Cave painting: So what if they went shopping in neolithic times?
Banksy is a guerrilla artist, elusive and hard to pin down. He manages to get his subversive, sardonic take on capitalism and materialism into the most extraordinary places - the Houdini of the art world. Recently, he infiltrated the notoriously snobby New York gallery scene and hung four of his works alongside existing shows.
It was days before anyone noticed. Then there was the brilliant stunt when he made a fake cave painting on a lump of rock depicting a little neolithic man pushing a supermarket trolley. He managed to sneak it into the British Museum, where it hung alongside the real Neolithic stuff for weeks.
The other day, it appears, Banksy left a customised telephone booth, complete with axe, in a Soho street to protest the removal of Sir Giles Gilbert Scott's classic design from our streets. And was he the protester who gave Winston Churchill's statue a Mohican of real grass during the famous May Day demo? We shall never know.
Banksy rarely gives interviews and isn't photographed; he's not bothered with massive profits, selling inexpensive colour prints and T-shirts of his graffiti designs from a gallery off Carnaby Street.
When I emerged from the Australian jungle, and nearly three weeks incarceration with Paul Burrell, a friend presented me with Banksy's photo of a lonely baboon hitch-hiker squatting by a muddy jungle track holding a placard that read: "I'm a Celebrity, get me out of here." I still smile every time I see it.

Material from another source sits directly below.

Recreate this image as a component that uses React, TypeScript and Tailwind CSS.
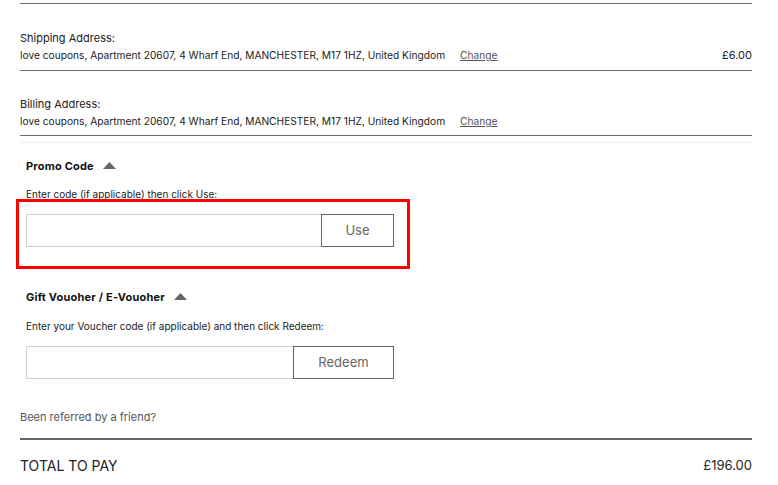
import React from 'react';

const font = { fontFamily: 'Inter, "Liberation Sans", Arial, sans-serif' };

const Caret = () => (
  <svg width="13" height="8" viewBox="0 0 13 8" className="ml-[9px]">
    <polygon points="6.5,0 13,7 0,7" fill="#666666" />
  </svg>
);

const AddressRow = ({ label, price, pad }: { label: string; price?: string; pad: string }) => (
  <div className={`border-b border-[#6b6b6b] ${pad}`}>
    <p className="text-[11px] leading-[17px] text-[#222]">{label}</p>
    <div className="flex items-center text-[10.2px] leading-[17px] text-[#222]">
      <span>
        love coupons, Apartment 20607, 4 Wharf End, MANCHESTER, M17 1HZ, United Kingdom
      </span>
      <a href="#" className="ml-[15px] text-[#555] underline">
        Change
      </a>
      {price && <span className="ml-auto text-[11px]">{price}</span>}
    </div>
  </div>
);

const CodeField = ({
  title,
  hint,
  button,
  inputWidth,
  buttonWidth,
  hintGap,
}: {
  title: string;
  hint: string;
  button: string;
  inputWidth: string;
  buttonWidth: string;
  hintGap: string;
}) => (
  <div className="pl-[6px]">
    <div className="flex items-center">
      <h3 className="text-[11px] font-bold tracking-[0.2px] text-[#111] leading-[14px]">{title}</h3>
      <Caret />
    </div>
    <p className={`${hintGap} text-[10px] leading-[14px] text-[#222]`}>{hint}</p>
    <div className="mt-[13px] flex h-[33px]">
      <input className={`${inputWidth} h-full border border-[#d0d0d0] border-r-0 outline-none`} />
      <button className={`${buttonWidth} h-full border border-[#666] text-[13px] text-[#666]`}>
        {button}
      </button>
    </div>
  </div>
);

export default function App() {
  return (
    <div className="bg-white w-[778px] h-[485px] overflow-hidden" style={font}>
      <div className="ml-5 w-[732px] pt-[3px]">
        <div className="border-t border-[#6b6b6b]" />
        <AddressRow label="Shipping Address:" price="£6.00" pad="pt-[26px] pb-[6px]" />
        <AddressRow label="Billing Address:" pad="pt-[25px] pb-[5px]" />
        <div className="mt-[6px] border-t border-[#ececec]" />

        <div className="pt-[16px]">
          <div className="relative">
            <CodeField
              title="Promo Code"
              hint="Enter code (if applicable) then click Use:"
              button="Use"
              inputWidth="w-[295px]"
              buttonWidth="w-[73px]"
              hintGap="mt-[14px]"
            />
            <div className="absolute left-[-4px] top-[40px] w-[394px] h-[70px] border-[3px] border-[#ff0000] pointer-events-none" />
          </div>

          <div className="mt-[43px]">
            <CodeField
              title="Gift Vouoher / E-Vouoher"
              hint="Enter your Voucher code (if applicable) and then click Redeem:"
              button="Redeem"
              inputWidth="w-[267px]"
              buttonWidth="w-[101px]"
              hintGap="mt-[15px]"
            />
          </div>

          <p className="mt-[31px] text-[11px] leading-[14px] text-[#555]">Been referred by a friend?</p>
        </div>

        <div className="mt-[14px] border-t-2 border-[#666]" />
        <div className="flex items-center justify-between pt-[15px] text-[14px] text-[#222]">
          <span>TOTAL TO PAY</span>
          <span className="text-[13px]">£196.00</span>
        </div>
      </div>
    </div>
  );
}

Now pop star Christina Aguilera has risen in my book: she's reputed to have paid £25,000 for a Banksy painting showing Queen Victoria, who did not believe that lesbians existed, dressed in suspenders and sitting on the lap of a prostitute; I sincerely hope that this work is not lost to the nation and Ms Aguilera loans it to the National Portrait Gallery for the public to enjoy before it ends up on her drawing-room wall.